The season can be both a joyous and dangerous time for travelers. Make sure you prepare and do what it takes to be safe and ensure everyone enjoys their holidays. If you have been in an accident, please call Herrman & Herrman to speak with an experienced car wreck attorney. Call 361-792-2358 to schedule a free consultation today.
General Tips For Holiday Travel
- Prepare safety measures for your home against while you are away, ensuring proper security systems are installed and in proper working conditions.
Ensure you do adequate car maintenance check, keep emergency safety kits, and check state laws of the course you’d drive. Ensure everyone in the vehicle is buckled up, and do away with any form of distraction.
- Know the terrain you’d be driving in, plan ahead and identify alternate routes, understand the safety regulations of driving on icy roads, how to maneuver your vehicle on such roads, and practice defensive driving. Also, check on the weather condition and know the climatic state of areas you’d be driving in through your course of travel.
- Make adequate plans for frequent rest stops, and not travel for too long each day. As it is essential to rest your legs to maintain your energy level and remain alert on the road.
Ensure you have the right gadget with you.

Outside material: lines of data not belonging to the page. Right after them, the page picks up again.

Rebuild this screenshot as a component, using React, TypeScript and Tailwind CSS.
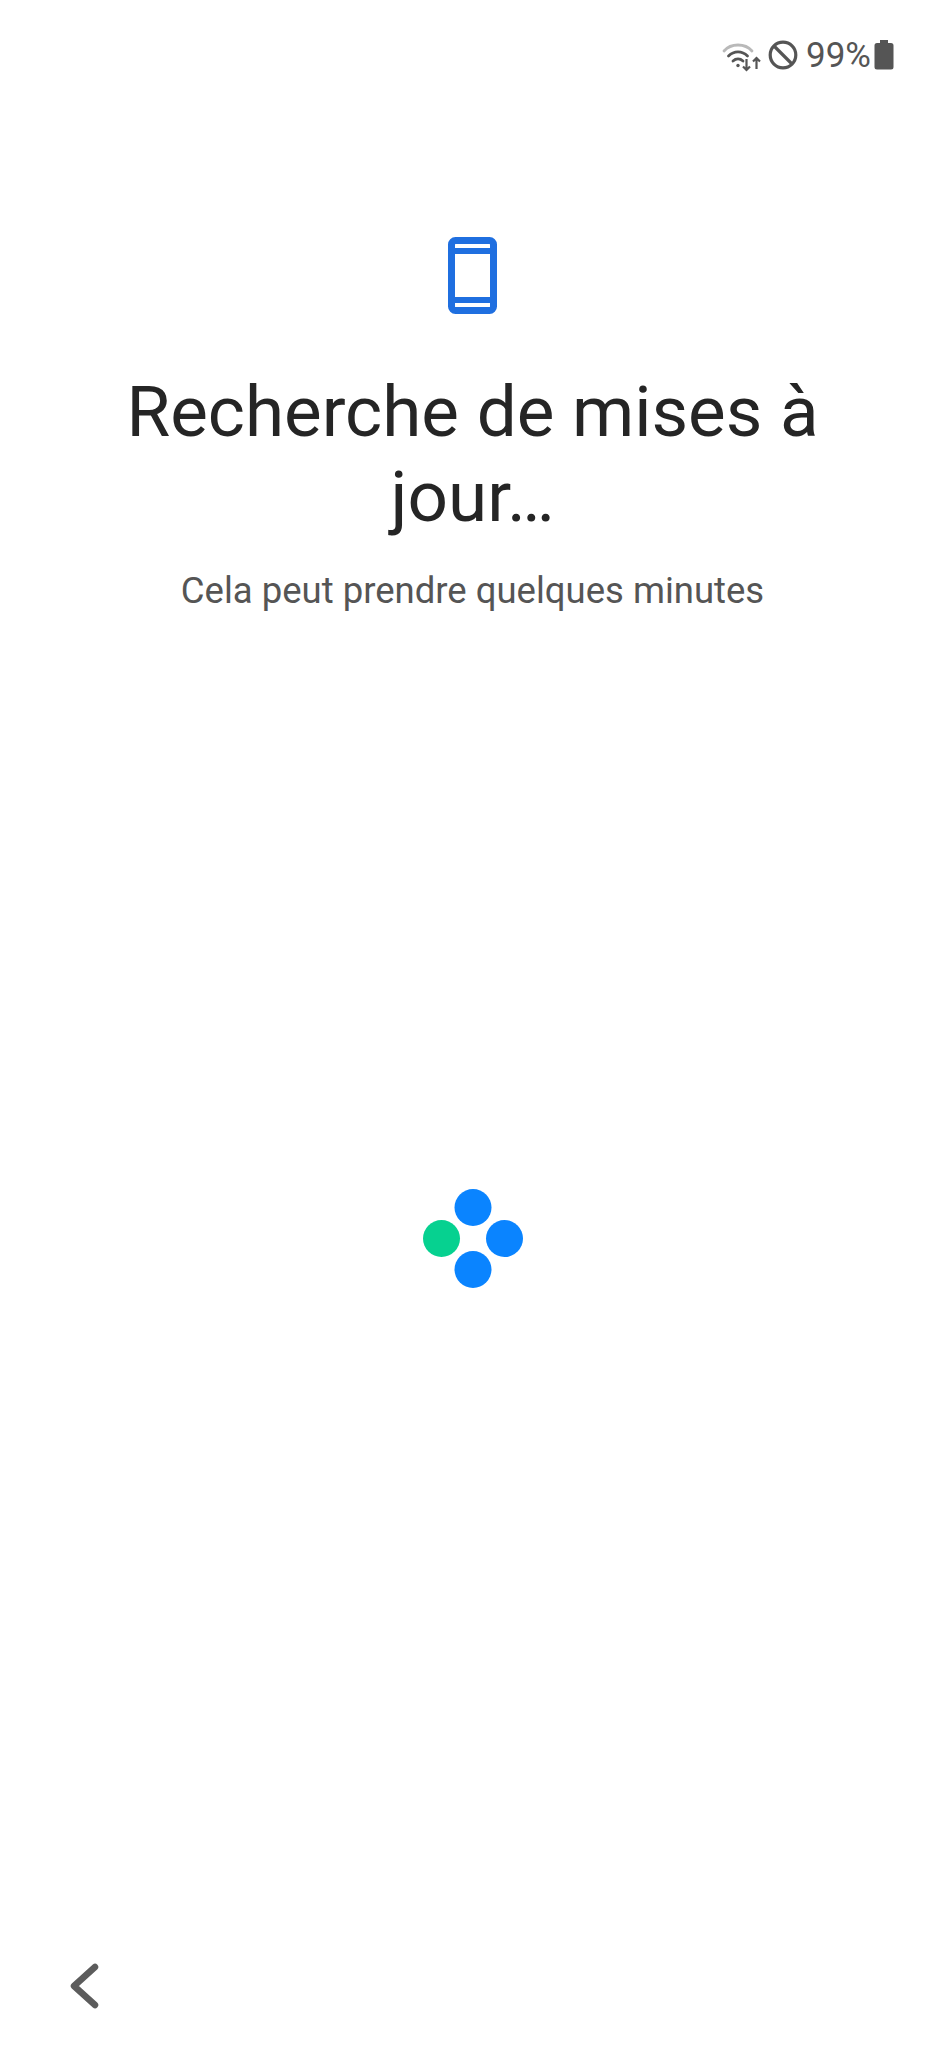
function WifiIcon() {
  return (
    <svg width="40" height="34" viewBox="0 0 40 34" fill="none">
      {/* outer arc is dimmed, signal not full */}
      <path d="M2 13 C9 5 23 5 30 13" stroke="#b9b9b9" strokeWidth="2.8" strokeLinecap="round" />
      <path d="M6.5 18 C12 12.5 20 12.5 25.5 18" stroke="#555" strokeWidth="2.8" strokeLinecap="round" />
      <path d="M11 23 C14 20.3 18 20.3 21 23" stroke="#555" strokeWidth="2.8" strokeLinecap="round" />
      <circle cx="16" cy="27.5" r="1.7" fill="#555" />
      <path d="M24.5 21 V32 M21 28.5 L24.5 32 L28 28.5" stroke="#555" strokeWidth="2.2" />
      <path d="M34.5 31 V20 M31 23.5 L34.5 20 L38 23.5" stroke="#555" strokeWidth="2.2" />
    </svg>
  );
}

function BlockedIcon() {
  return (
    <svg width="30" height="30" viewBox="0 0 30 30" fill="none" stroke="#555" strokeWidth="3.2">
      <circle cx="15" cy="15" r="12.8" />
      <path d="M6 6 L24 24" />
    </svg>
  );
}

function BatteryIcon() {
  return (
    <svg width="20" height="30" viewBox="0 0 20 30" fill="#555">
      <path d="M6 0 H14 V3 H17 Q19.5 3 19.5 5.5 V27 Q19.5 29.5 17 29.5 H3 Q0.5 29.5 0.5 27 V5.5 Q0.5 3 3 3 H6 Z" />
    </svg>
  );
}

function PhoneIcon() {
  return (
    <svg width="49" height="77" viewBox="0 0 49 77" fill="none">
      <rect x="3.5" y="3.5" width="42" height="70" rx="4" stroke="#1f6fe0" strokeWidth="7" />
      <path d="M5 14 H44 M5 63 H44" stroke="#1f6fe0" strokeWidth="6" />
    </svg>
  );
}

function LoadingDots() {
  return (
    <svg width="100" height="99" viewBox="0 0 100 99">
      <circle cx="50" cy="18.5" r="18.5" fill="#0a84ff" />
      <circle cx="18.5" cy="49.5" r="18.5" fill="#06d190" />
      <circle cx="81.5" cy="49.5" r="18.5" fill="#0a84ff" />
      <circle cx="50" cy="80.5" r="18.5" fill="#0a84ff" />
    </svg>
  );
}

function BackChevron() {
  return (
    <svg width="32" height="46" viewBox="0 0 32 46" fill="none">
      <path d="M27 4 L6 23 L27 42" stroke="#5c5c5c" strokeWidth="6.5" strokeLinecap="round" strokeLinejoin="round" />
    </svg>
  );
}

export default function App() {
  return (
    <div className="flex h-[2048px] w-[945px] flex-col bg-white font-['Roboto',sans-serif]">
      {/* Barra de estado */}
      <div className="flex h-[110px] items-center justify-end pr-[51px]">
        <span className="mr-[3px]"><WifiIcon /></span>
        <span className="ml-[3px]"><BlockedIcon /></span>
        <span className="ml-[8px] text-[35px] leading-none text-[#555]">99%</span>
        <span className="ml-[3px]"><BatteryIcon /></span>
      </div>

      <div className="mt-[127px] flex justify-center">
        <PhoneIcon />
      </div>

      <h1 className="mt-[55px] px-[90px] text-center text-[71px] leading-[85px] font-normal text-[#252525]">
        Recherche de mises à jour…
      </h1>
      <p className="mt-[30px] text-center text-[36.5px] leading-[44px] text-[#555]">
        Cela peut prendre quelques minutes
      </p>

      <div className="mt-[576px] flex justify-center">
        <LoadingDots />
      </div>

      <div className="mt-auto pb-[39px] pl-[68px]">
        <BackChevron />
      </div>
    </div>
  );
}
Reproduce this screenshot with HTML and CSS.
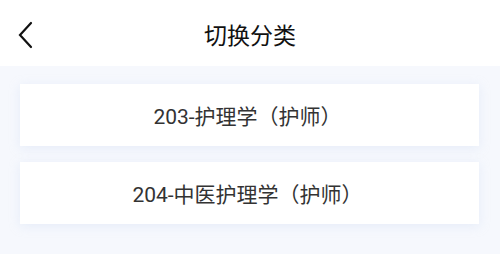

Carry a mobile phone with you and charger, importantly a portable mobile travel charger and a car phone charger, and any navigation system of your choice.
- Keep a few bottles of water in handy to stay hydrated. As dehydration during a long drive can cause fatigue and decrease alertness which is dangerous on the road.
- Keep your hands clean and sanitized at all times, with soap and hand sanitizer, as it is important to maintain a healthy lifestyle against contagious germs and diseases. Simultaneously considering the safety of your food during your trip, packing healthy nutritional food rather than fast foods.
Ensure someone close to you has a copy of your travel plans, contact information and keep copies of any form of your identification. And remember to drive safely.